- _Data block_:

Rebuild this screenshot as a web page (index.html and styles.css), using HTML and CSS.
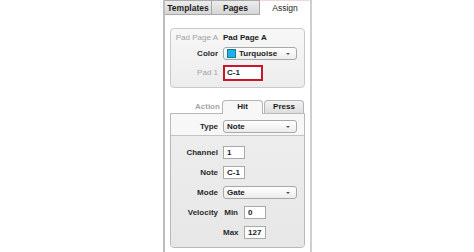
FILE: index.html
```html
<!DOCTYPE html>
<html>
<head>
<meta charset="utf-8">
<link rel="stylesheet" href="styles.css">
</head>
<body>
<div class="panel">
  <div class="tabs">
    <div class="tab tab-off tab-first">Templates</div>
    <div class="tab tab-off">Pages</div>
    <div class="tab tab-on">Assign</div>
  </div>

  <div class="group">
    <div class="form form-top">
      <div class="lbl lbl-dim">Pad Page A</div>
      <div class="val">Pad Page A</div>

      <div class="lbl">Color</div>
      <div class="select">
        <span class="swatch"></span><span class="sel-text">Turquoise</span>
        <span class="caret"></span>
      </div>

      <div class="lbl lbl-dim">Pad 1</div>
      <div class="input input-red">C-1</div>
    </div>
  </div>

  <div class="subtabs">
    <div class="subtab-label">Action</div>
    <div class="subtab subtab-on">Hit</div>
    <div class="subtab subtab-off">Press</div>
  </div>
  <div class="box">
    <div class="box-top">
      <div class="form">
        <div class="lbl">Type</div>
        <div class="select"><span class="sel-text">Note</span><span class="caret"></span></div>
      </div>
    </div>
    <div class="box-bottom">
      <div class="form form-rows">
        <div class="lbl">Channel</div>
        <div class="input input-small">1</div>

        <div class="lbl">Note</div>
        <div class="input input-small">C-1</div>

        <div class="lbl">Mode</div>
        <div class="select"><span class="sel-text">Gate</span><span class="caret"></span></div>

        <div class="lbl">Velocity</div>
        <div class="pair"><span class="sublbl">Min</span><div class="input input-small">0</div></div>

        <div class="lbl"></div>
        <div class="pair"><span class="sublbl">Max</span><div class="input input-small">127</div></div>
      </div>
    </div>
  </div>
</div>
</body>
</html>
```
FILE: styles.css
```css
html, body {
  margin: 0;
  padding: 0;
  background: #ffffff;
}
body {
  font-family: "Liberation Sans", Arial, sans-serif;
  font-size: 8px;
  color: #222;
}
.panel {
  margin-left: 163px;
  width: 145px;
  height: 252px;
  border-left: 2px solid #bdbdbd;
  border-right: 2px solid #cfcfcf;
}
.tabs {
  display: flex;
  height: 15px;
}
.tab {
  box-sizing: border-box;
  height: 15px;
  line-height: 14px;
  text-align: center;
  font-size: 8.5px;
}
.tab-off {
  width: 48px;
  font-weight: bold;
  color: #1e1e1e;
  background: linear-gradient(#ececec, #d6d6d6);
  border: 1px solid #a9a9a9;
  border-left: none;
}
.tab-first {
  width: 47px;
}
.tab-on {
  flex: 1;
  background: #fff;
  color: #1e1e1e;
  border-top: 1px solid #f3d6dc;
}
.group {
  margin: 13px 5px 0 5px;
  height: 60px;
  box-sizing: border-box;
  border: 1px solid #c9c9c9;
  border-radius: 4px;
  background: linear-gradient(#f7f7f7, #ededed);
  padding-top: 2px;
}
.form {
  display: grid;
  grid-template-columns: 47px 74px;
  column-gap: 5px;
  align-items: center;
}
.form-top {
  grid-template-rows: 12px 14px 16px;
  row-gap: 3px;
}
.form-top > :nth-child(5), .form-top > :nth-child(6) {
  margin-top: 3px;
}
.lbl {
  text-align: right;
  font-weight: bold;
  color: #2a2a2a;
  white-space: nowrap;
}
.lbl-dim {
  font-weight: normal;
  color: #a3a3a3;
}
.val {
  font-weight: bold;
  color: #1a1a1a;
  white-space: nowrap;
}
.select {
  position: relative;
  box-sizing: border-box;
  height: 13px;
  border: 1px solid #a8a8a8;
  border-radius: 3px;
  background: linear-gradient(#ffffff, #ececec);
  display: flex;
  align-items: center;
  padding-left: 3px;
  font-weight: bold;
  color: #1a1a1a;
}
.swatch {
  width: 7px;
  height: 7px;
  background: #1fb0e6;
  border: 1px solid #1478a8;
  margin-right: 3px;
}
.caret {
  position: absolute;
  right: 6px;
  top: 5px;
  width: 0;
  height: 0;
  border-left: 2px solid transparent;
  border-right: 2px solid transparent;
  border-top: 2px solid #555;
}
.input {
  box-sizing: border-box;
  height: 14px;
  line-height: 12px;
  border: 1px solid #a9a9a9;
  background: #fff;
  padding-left: 3px;
  font-weight: bold;
  color: #1a1a1a;
}
.input-red {
  width: 40px;
  height: 16px;
  line-height: 12px;
  border: 2px solid #c9162b;
  padding-left: 2px;
}
.input-small {
  width: 22px;
  height: 13px;
  line-height: 11px;
}
.subtabs {
  margin: 12px 5px 0 5px;
  display: flex;
  height: 13px;
  align-items: flex-end;
}
.subtab-label {
  width: 52px;
  box-sizing: border-box;
  padding-left: 25px;
  line-height: 13px;
  color: #a5a5a5;
  font-weight: bold;
}
.subtab {
  box-sizing: border-box;
  height: 13px;
  line-height: 12px;
  text-align: center;
  font-weight: bold;
  border: 1px solid #b4b4b4;
  border-bottom: none;
  border-radius: 4px 4px 0 0;
}
.subtab-on {
  width: 41px;
  background: #f7f7f7;
  color: #1a1a1a;
  height: 14px;
  margin-bottom: -1px;
  position: relative;
}
.subtab-off {
  width: 40px;
  margin-left: 1px;
  background: linear-gradient(#f2f2f2, #dddddd);
  color: #1a1a1a;
}
.box {
  margin: 0 5px;
  height: 135px;
  box-sizing: border-box;
  border: 1px solid #b9b9b9;
  border-radius: 0 0 4px 4px;
  overflow: hidden;
}
.box-top {
  height: 22px;
  box-sizing: border-box;
  padding-top: 6px;
  background: #f7f7f7;
  border-bottom: 1px solid #c4c4c4;
}
.box-bottom {
  height: 111px;
  box-sizing: border-box;
  padding-top: 10px;
  background: linear-gradient(#ededed, #e7e7e7);
}
.form-rows {
  grid-template-rows: repeat(5, 13px);
  row-gap: 7px;
}
.pair {
  display: flex;
  align-items: center;
}
.sublbl {
  width: 15px;
  text-align: right;
  margin-right: 6px;
  font-weight: bold;
  color: #2a2a2a;
}
```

- _Brief_: Scan the lines for the string "index". Pick out every line that has it.

- _Response for this exercise_:
Rebuild this screenshot as a web page (index.html and styles.css), using HTML and CSS.
FILE: index.html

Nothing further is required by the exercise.